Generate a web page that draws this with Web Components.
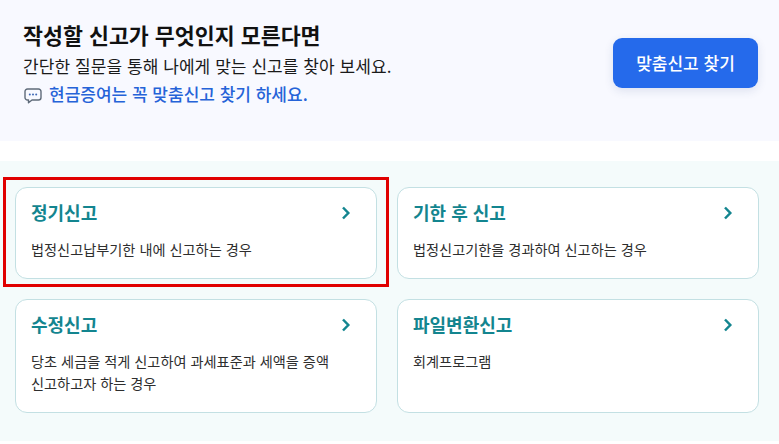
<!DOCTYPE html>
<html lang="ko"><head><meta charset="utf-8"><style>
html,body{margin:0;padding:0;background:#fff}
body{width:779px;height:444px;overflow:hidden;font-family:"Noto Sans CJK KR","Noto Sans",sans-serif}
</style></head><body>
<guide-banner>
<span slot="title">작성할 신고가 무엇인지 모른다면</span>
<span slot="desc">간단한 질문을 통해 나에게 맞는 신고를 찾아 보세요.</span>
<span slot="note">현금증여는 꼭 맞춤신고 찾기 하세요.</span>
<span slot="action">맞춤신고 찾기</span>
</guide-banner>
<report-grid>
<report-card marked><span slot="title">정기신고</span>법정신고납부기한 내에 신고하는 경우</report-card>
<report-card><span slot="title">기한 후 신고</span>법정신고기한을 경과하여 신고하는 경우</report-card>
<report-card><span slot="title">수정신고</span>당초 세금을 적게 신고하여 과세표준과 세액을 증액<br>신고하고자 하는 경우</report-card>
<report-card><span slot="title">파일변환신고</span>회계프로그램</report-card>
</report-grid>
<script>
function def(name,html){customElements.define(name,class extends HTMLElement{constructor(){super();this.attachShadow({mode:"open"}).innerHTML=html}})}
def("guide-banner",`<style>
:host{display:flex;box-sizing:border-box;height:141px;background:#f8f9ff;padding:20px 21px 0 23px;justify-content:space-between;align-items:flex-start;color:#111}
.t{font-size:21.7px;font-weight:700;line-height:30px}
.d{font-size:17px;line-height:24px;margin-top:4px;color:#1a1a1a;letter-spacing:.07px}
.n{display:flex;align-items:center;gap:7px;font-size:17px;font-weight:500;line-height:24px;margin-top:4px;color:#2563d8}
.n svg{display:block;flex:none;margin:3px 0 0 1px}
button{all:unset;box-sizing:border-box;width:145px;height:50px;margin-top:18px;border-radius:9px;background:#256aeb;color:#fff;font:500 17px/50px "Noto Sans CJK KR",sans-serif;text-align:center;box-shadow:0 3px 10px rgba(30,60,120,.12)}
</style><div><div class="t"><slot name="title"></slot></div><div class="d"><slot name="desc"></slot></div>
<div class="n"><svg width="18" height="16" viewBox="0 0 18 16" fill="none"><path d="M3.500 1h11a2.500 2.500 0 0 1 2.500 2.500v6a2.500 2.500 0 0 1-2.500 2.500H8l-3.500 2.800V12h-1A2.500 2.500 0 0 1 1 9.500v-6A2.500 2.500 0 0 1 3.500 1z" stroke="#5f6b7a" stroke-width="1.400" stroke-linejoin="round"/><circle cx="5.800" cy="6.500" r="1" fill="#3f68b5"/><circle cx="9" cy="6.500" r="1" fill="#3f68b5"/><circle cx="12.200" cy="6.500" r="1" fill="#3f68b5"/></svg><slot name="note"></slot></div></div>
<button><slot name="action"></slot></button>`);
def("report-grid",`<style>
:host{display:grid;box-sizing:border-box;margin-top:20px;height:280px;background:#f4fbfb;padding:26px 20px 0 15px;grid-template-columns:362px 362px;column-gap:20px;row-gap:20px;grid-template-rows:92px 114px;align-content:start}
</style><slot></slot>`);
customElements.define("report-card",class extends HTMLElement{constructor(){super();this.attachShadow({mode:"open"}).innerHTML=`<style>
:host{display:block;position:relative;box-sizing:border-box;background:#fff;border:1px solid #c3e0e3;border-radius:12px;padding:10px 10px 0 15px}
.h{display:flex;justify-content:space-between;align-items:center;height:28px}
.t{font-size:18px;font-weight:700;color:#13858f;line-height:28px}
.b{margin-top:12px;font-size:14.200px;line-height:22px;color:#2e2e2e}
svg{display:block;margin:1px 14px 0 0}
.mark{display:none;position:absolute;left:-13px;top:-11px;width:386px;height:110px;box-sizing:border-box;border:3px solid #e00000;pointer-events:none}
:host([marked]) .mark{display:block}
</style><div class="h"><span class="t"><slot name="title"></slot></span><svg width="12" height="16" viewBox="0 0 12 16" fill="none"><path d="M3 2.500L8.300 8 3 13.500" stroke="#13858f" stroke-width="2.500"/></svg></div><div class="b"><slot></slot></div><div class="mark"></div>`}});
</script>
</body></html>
----
* _Short problem_: Transcribe the full listing character for character. Pictures are excluded.

* _Worked answer_:
Generate a web page that draws this with Web Components.
<!DOCTYPE html>
<html lang="ko"><head><meta charset="utf-8"><style>
html,body{margin:0;padding:0;background:#fff}
body{width:779px;height:444px;overflow:hidden;font-family:"Noto Sans CJK KR","Noto Sans",sans-serif}
</style></head><body>
<guide-banner>
<span slot="title">작성할 신고가 무엇인지 모른다면</span>
<span slot="desc">간단한 질문을 통해 나에게 맞는 신고를 찾아 보세요.</span>
<span slot="note">현금증여는 꼭 맞춤신고 찾기 하세요.</span>
<span slot="action">맞춤신고 찾기</span>
</guide-banner>
<report-grid>
<report-card marked><span slot="title">정기신고</span>법정신고납부기한 내에 신고하는 경우</report-card>
<report-card><span slot="title">기한 후 신고</span>법정신고기한을 경과하여 신고하는 경우</report-card>
<report-card><span slot="title">수정신고</span>당초 세금을 적게 신고하여 과세표준과 세액을 증액<br>신고하고자 하는 경우</report-card>
<report-card><span slot="title">파일변환신고</span>회계프로그램</report-card>
</report-grid>
<script>
function def(name,html){customElements.define(name,class extends HTMLElement{constructor(){super();this.attachShadow({mode:"open"}).innerHTML=html}})}
def("guide-banner",`<style>
:host{display:flex;box-sizing:border-box;height:141px;background:#f8f9ff;padding:20px 21px 0 23px;justify-content:space-between;align-items:flex-start;color:#111}
.t{font-size:21.7px;font-weight:700;line-height:30px}
.d{font-size:17px;line-height:24px;margin-top:4px;color:#1a1a1a;letter-spacing:.07px}
.n{display:flex;align-items:center;gap:7px;font-size:17px;font-weight:500;line-height:24px;margin-top:4px;color:#2563d8}
.n svg{display:block;flex:none;margin:3px 0 0 1px}
button{all:unset;box-sizing:border-box;width:145px;height:50px;margin-top:18px;border-radius:9px;background:#256aeb;color:#fff;font:500 17px/50px "Noto Sans CJK KR",sans-serif;text-align:center;box-shadow:0 3px 10px rgba(30,60,120,.12)}
</style><div><div class="t"><slot name="title"></slot></div><div class="d"><slot name="desc"></slot></div>
<div class="n"><svg width="18" height="16" viewBox="0 0 18 16" fill="none"><path d="M3.500 1h11a2.500 2.500 0 0 1 2.500 2.500v6a2.500 2.500 0 0 1-2.500 2.500H8l-3.500 2.800V12h-1A2.500 2.500 0 0 1 1 9.500v-6A2.500 2.500 0 0 1 3.500 1z" stroke="#5f6b7a" stroke-width="1.400" stroke-linejoin="round"/><circle cx="5.800" cy="6.500" r="1" fill="#3f68b5"/><circle cx="9" cy="6.500" r="1" fill="#3f68b5"/><circle cx="12.200" cy="6.500" r="1" fill="#3f68b5"/></svg><slot name="note"></slot></div></div>
<button><slot name="action"></slot></button>`);
def("report-grid",`<style>
:host{display:grid;box-sizing:border-box;margin-top:20px;height:280px;background:#f4fbfb;padding:26px 20px 0 15px;grid-template-columns:362px 362px;column-gap:20px;row-gap:20px;grid-template-rows:92px 114px;align-content:start}
</style><slot></slot>`);
customElements.define("report-card",class extends HTMLElement{constructor(){super();this.attachShadow({mode:"open"}).innerHTML=`<style>
:host{display:block;position:relative;box-sizing:border-box;background:#fff;border:1px solid #c3e0e3;border-radius:12px;padding:10px 10px 0 15px}
.h{display:flex;justify-content:space-between;align-items:center;height:28px}
.t{font-size:18px;font-weight:700;color:#13858f;line-height:28px}
.b{margin-top:12px;font-size:14.200px;line-height:22px;color:#2e2e2e}
svg{display:block;margin:1px 14px 0 0}
.mark{display:none;position:absolute;left:-13px;top:-11px;width:386px;height:110px;box-sizing:border-box;border:3px solid #e00000;pointer-events:none}
:host([marked]) .mark{display:block}
</style><div class="h"><span class="t"><slot name="title"></slot></span><svg width="12" height="16" viewBox="0 0 12 16" fill="none"><path d="M3 2.500L8.300 8 3 13.500" stroke="#13858f" stroke-width="2.500"/></svg></div><div class="b"><slot></slot></div><div class="mark"></div>`}});
</script>
</body></html>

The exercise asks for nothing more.